• [PROMPT] Please copy the lines below exactly, from the first one through the line showing "for this program.</p>".
:: INFORMATION GIVEN
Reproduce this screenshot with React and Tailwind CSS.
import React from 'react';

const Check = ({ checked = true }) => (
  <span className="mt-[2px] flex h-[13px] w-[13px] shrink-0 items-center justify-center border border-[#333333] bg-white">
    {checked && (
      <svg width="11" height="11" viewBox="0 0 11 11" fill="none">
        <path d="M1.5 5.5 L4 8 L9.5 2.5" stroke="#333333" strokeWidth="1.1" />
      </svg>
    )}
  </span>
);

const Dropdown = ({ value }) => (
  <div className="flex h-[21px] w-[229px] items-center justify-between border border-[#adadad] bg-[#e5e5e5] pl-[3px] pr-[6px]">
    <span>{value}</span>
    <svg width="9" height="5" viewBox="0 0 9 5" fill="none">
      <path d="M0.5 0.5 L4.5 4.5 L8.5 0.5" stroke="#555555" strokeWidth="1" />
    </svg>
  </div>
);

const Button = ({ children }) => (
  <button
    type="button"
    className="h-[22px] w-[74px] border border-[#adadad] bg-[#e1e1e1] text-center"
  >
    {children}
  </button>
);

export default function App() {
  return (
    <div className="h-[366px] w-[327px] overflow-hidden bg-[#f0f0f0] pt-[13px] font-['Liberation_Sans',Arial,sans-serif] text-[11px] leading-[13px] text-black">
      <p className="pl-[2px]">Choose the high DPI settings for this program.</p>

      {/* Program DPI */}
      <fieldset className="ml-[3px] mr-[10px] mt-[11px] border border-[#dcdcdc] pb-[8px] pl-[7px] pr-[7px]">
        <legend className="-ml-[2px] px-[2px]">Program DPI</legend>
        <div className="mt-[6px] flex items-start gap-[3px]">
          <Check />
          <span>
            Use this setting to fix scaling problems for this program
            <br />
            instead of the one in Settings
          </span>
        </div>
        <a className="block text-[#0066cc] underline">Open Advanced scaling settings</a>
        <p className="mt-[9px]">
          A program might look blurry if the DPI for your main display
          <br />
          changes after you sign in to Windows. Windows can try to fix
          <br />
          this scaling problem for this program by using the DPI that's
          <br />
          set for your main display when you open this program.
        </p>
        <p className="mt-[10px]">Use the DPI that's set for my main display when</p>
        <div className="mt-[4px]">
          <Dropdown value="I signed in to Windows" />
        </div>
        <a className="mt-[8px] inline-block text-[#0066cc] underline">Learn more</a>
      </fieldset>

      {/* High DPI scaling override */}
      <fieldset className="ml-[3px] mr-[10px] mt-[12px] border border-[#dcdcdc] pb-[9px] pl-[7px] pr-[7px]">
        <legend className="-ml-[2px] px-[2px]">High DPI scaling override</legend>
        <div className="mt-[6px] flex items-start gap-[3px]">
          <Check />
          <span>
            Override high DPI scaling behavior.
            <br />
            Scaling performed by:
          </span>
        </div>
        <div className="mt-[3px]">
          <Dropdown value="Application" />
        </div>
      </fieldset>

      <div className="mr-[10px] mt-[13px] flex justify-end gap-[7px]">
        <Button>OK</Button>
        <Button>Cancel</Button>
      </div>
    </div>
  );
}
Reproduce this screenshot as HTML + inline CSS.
::::
• [CORRECT RESPONSE]
Reproduce this screenshot with React and Tailwind CSS.
import React from 'react';

const Check = ({ checked = true }) => (
  <span className="mt-[2px] flex h-[13px] w-[13px] shrink-0 items-center justify-center border border-[#333333] bg-white">
    {checked && (
      <svg width="11" height="11" viewBox="0 0 11 11" fill="none">
        <path d="M1.5 5.5 L4 8 L9.5 2.5" stroke="#333333" strokeWidth="1.1" />
      </svg>
    )}
  </span>
);

const Dropdown = ({ value }) => (
  <div className="flex h-[21px] w-[229px] items-center justify-between border border-[#adadad] bg-[#e5e5e5] pl-[3px] pr-[6px]">
    <span>{value}</span>
    <svg width="9" height="5" viewBox="0 0 9 5" fill="none">
      <path d="M0.5 0.5 L4.5 4.5 L8.5 0.5" stroke="#555555" strokeWidth="1" />
    </svg>
  </div>
);

const Button = ({ children }) => (
  <button
    type="button"
    className="h-[22px] w-[74px] border border-[#adadad] bg-[#e1e1e1] text-center"
  >
    {children}
  </button>
);

export default function App() {
  return (
    <div className="h-[366px] w-[327px] overflow-hidden bg-[#f0f0f0] pt-[13px] font-['Liberation_Sans',Arial,sans-serif] text-[11px] leading-[13px] text-black">
      <p className="pl-[2px]">Choose the high DPI settings for this program.</p>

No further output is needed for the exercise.